Interrogée sur le burkini, sur le Premier ministre et sur l’état de la gauche en France, l’ancienne ministre de la Justice Christiane Taubira a répondu sans détour à Libération dans un entretien fleuve.
Christiane Taubira effectue son grand retour médiatique. Avant d’être l’invitée de « Quotidien », la nouvelle émission de Yann Barthès sur TMC, l’ancienne ministre de la Justice a répondu aux questions de Libération dans un entretien fleuve, ce dimanche 11 septembre. Elle revient sur les débats qui ont agité l’été, dont celui du burkini, mais également de François Hollande, de la présidentielle et de la gauche. A propos de cette dernière, elle assure qu’elle « risque de disparaître. » « La question n’est pas de soutenir untel ou untel mais de savoir si nous serons capables, nous à gauche, sous peine de disparaître — et pour un moment —, de nous engager pour l’égalité, la cohésion sociale, une République exigeante, bienveillante, présente », explique l’ancienne Garde des Sceaux.
La gauche « va dans le mur » et « risque la disparition »
Selon Christiane Taubira, le délitement de la gauche a débuté en 2002. « Si la gauche est dans cet état de délabrement aujourd’hui, c’est parce qu’en 2002, on a cherché un bouc émissaire au lieu de se demander ce qui s’était passé, explique celle à qui l’on a reproché d’avoir dispersé les voix à gauche.
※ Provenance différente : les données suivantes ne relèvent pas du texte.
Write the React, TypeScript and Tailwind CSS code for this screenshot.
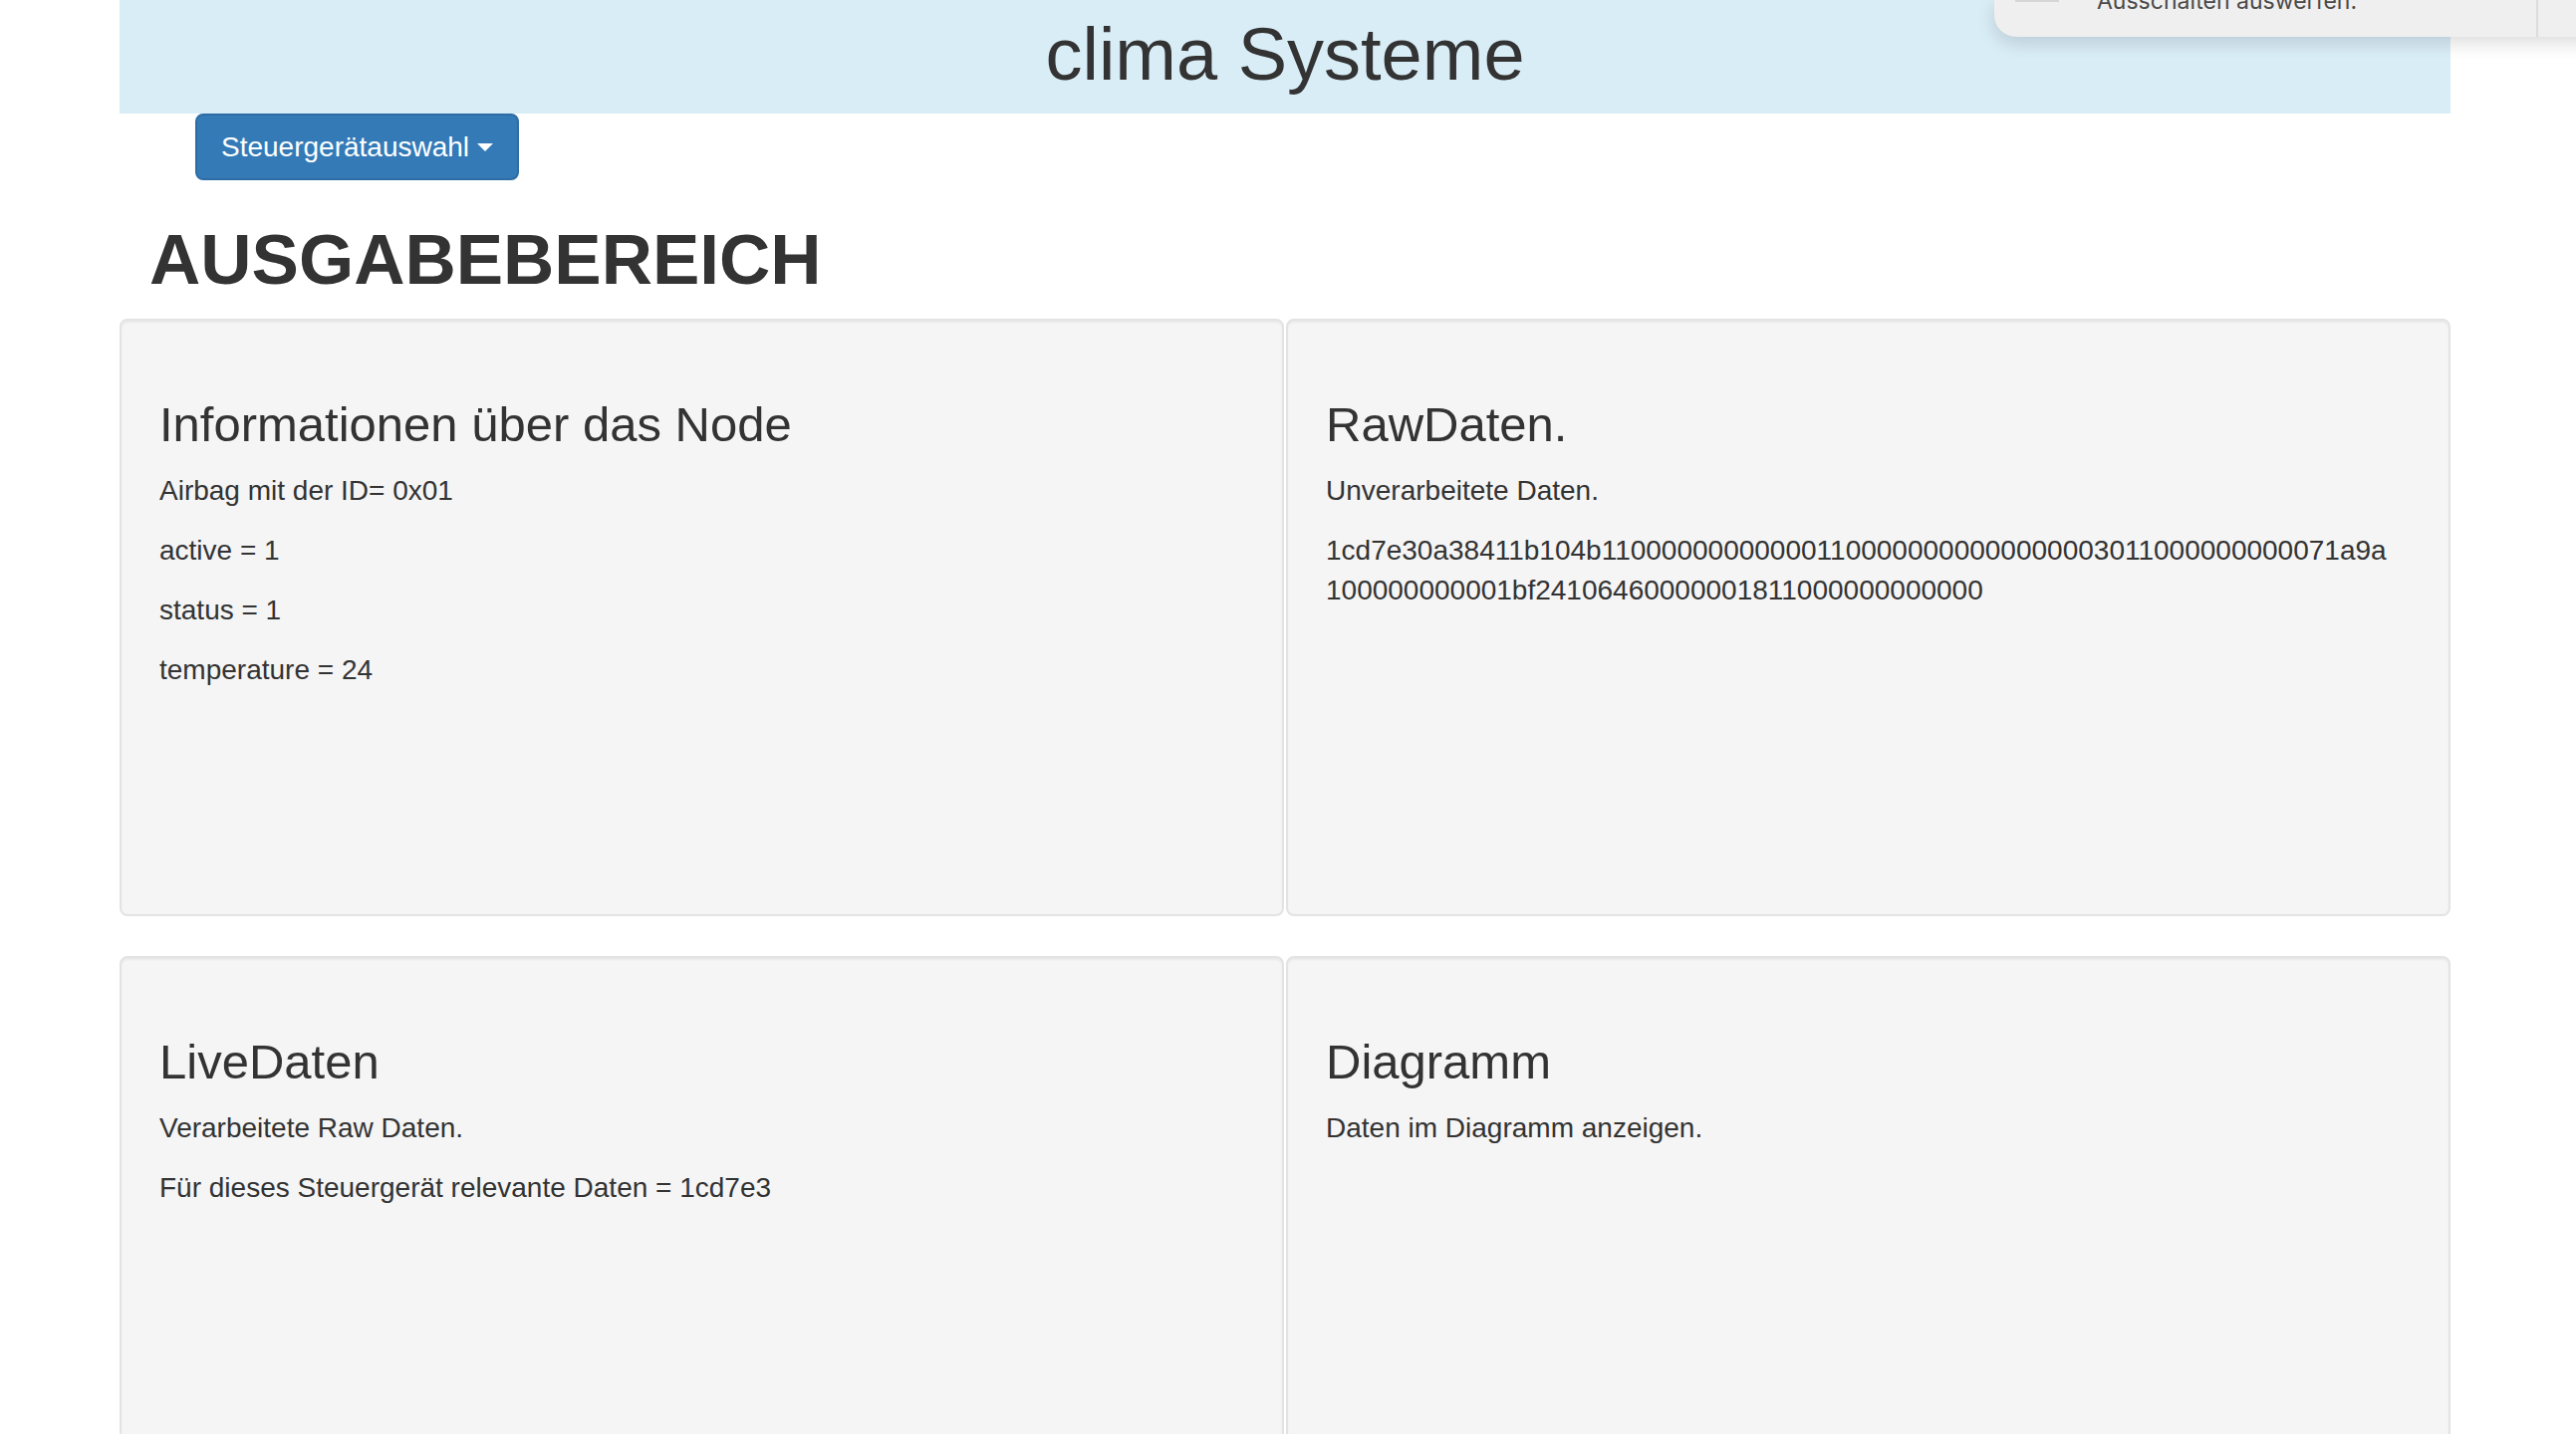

Depuis, le PS n’a fait aucune analyse politique de cette défaite. » Un délitement qui s’est poursuivi ces dernières années, notamment sous l’impulsion de Manuel Valls. A la question de savoir si ce dernier a fait du bien ou du mal à la gauche, l’ex-ministre répond, après un long silence, « Allez le demander à la gauche. » Christiane Taubira n’en dira pas plus sur le Premier ministre. Mais elle assure que la situation est catastrophique pour la gauche : « Oui, on va dans le mur. Oui, on risque la disparition de la gauche au second tour de la présidentielle… », dit-elle.
« Le burkini n’est pas une déclaration de guerre à la République »
Egalement interrogée sur le burkini, Christiane Taubira s’éloigne de la ligne du Premier ministre. « Je ne pense pas que le burkini soit une déclaration de guerre à la République », estime l’ex-Garde des Sceaux, qui cite plusieurs sociologues qui « ont expliqué que ce vêtement de bain permet à des femmes d’aller à la plage et de se baigner alors qu’elles n’y allaient pas auparavant. » Pour elle, cet argument, bien que rejeté par une partie des féministes, « n’est pas négligeable. » Mais Christiane Taubira préfèrerait que, « dans une période de grande fragilité collective et de dangers réels, on crée de la cohésion plutôt que de la fragmentation. » Et l’ancienne ministre de la Justice de rappeler le concept de laïcité à la française : « L’espace public, c’est le lieu de la République. Et ce qui délimite ce lieu, ce sont les règles, nos lois. C’est ce qu’a rappelé le conseil d’Etat », résume-t-elle.